0

Alright, so I'm working on this ML problem in which I have to predict the probability that a blight ticket would be issued to a person. I tried to set ticket_id as the dataframe's index but something weird happened and I don't know why.

import pandas as pd
import numpy as np

def blight_model():
    train = pd.read_csv('train.csv', encoding = "ISO-8859-1")
    test = pd.read_csv('readonly/test.csv', encoding = "ISO-8859-1")
    address = pd.read_csv('readonly/addresses.csv', encoding = "ISO-8859-1")
    """X = data.iloc[:,0:33]  #independent columns
    y = data.iloc[:,-1]    #target column i.e price range"""
    common_cols_to_drop = ['agency_name', 'inspector_name', 'mailing_address_str_number',
                           'violator_name', 'violation_street_number', 'violation_street_name',
                           'mailing_address_str_name', 'admin_fee', 'violation_zip_code',
                           'state_fee', 'late_fee', 'ticket_issued_date', 'hearing_date', 'violation_description',
                           'fine_amount', 'clean_up_cost', 'disposition', 'grafitti_status',
                           'violation_code', 'city']
    train_cols_to_drop = ['payment_status', 'payment_date', 'balance_due', 'payment_amount','compliance_detail', 'collection_status'] + common_cols_to_drop
    train = train.drop(train_cols_to_drop, axis=1).set_index('ticket_id')
    train = train[np.isfinite(train['compliance'])]

    return train.head()

The result I'm getting is this?

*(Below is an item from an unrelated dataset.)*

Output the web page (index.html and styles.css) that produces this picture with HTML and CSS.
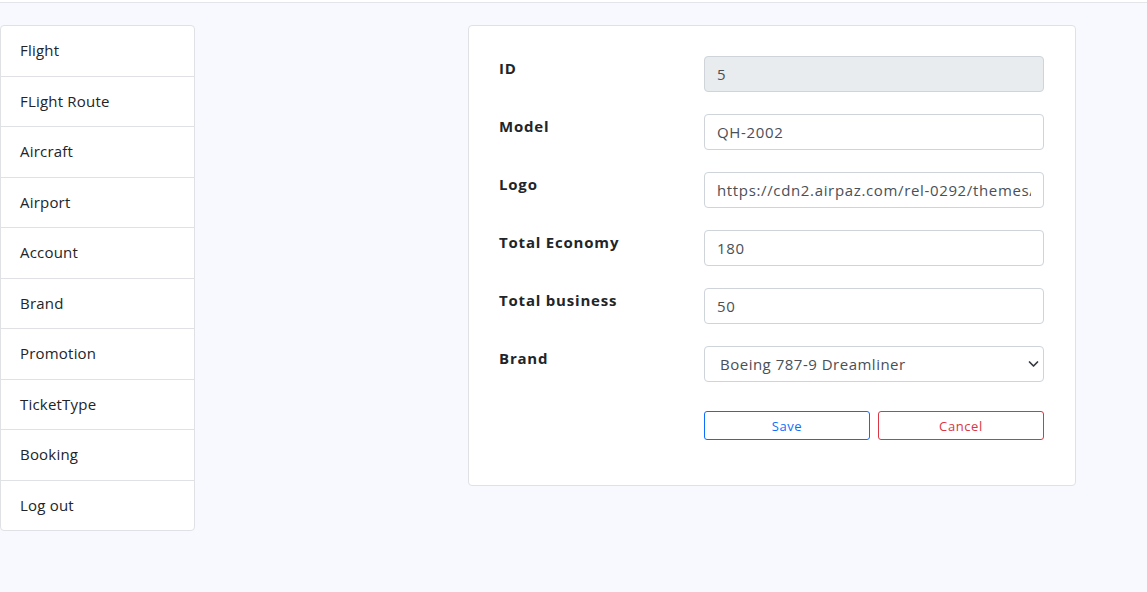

What's with the ticket_id?

Imgur

jukebox
  • 453
  • 2
  • 8
  • 24
  • https://pandas.pydata.org/pandas-docs/stable/reference/api/pandas.DataFrame.set_index.html. Look at the examples. I believe you are setting the index to the removed row not the the table. You should set_index right after the train variable when you read the csv – Filip Bartoš May 04 '19 at 07:40
  • 1
    My solution here has more information about the placement of index and column names: https://stackoverflow.com/questions/55027108/pandas-rename-index/55028542#55028542. It's necessary so you always know which is which. – ALollz May 04 '19 at 16:01

1 Answers1

1

It is just displayed in this way so you know that it is an index.

You are getting that because of this (setting it as index):

.set_index('ticket_id')

in this line:

train = train.drop(train_cols_to_drop, axis=1).set_index('ticket_id')
Klemen Koleša
  • 446
  • 3
  • 6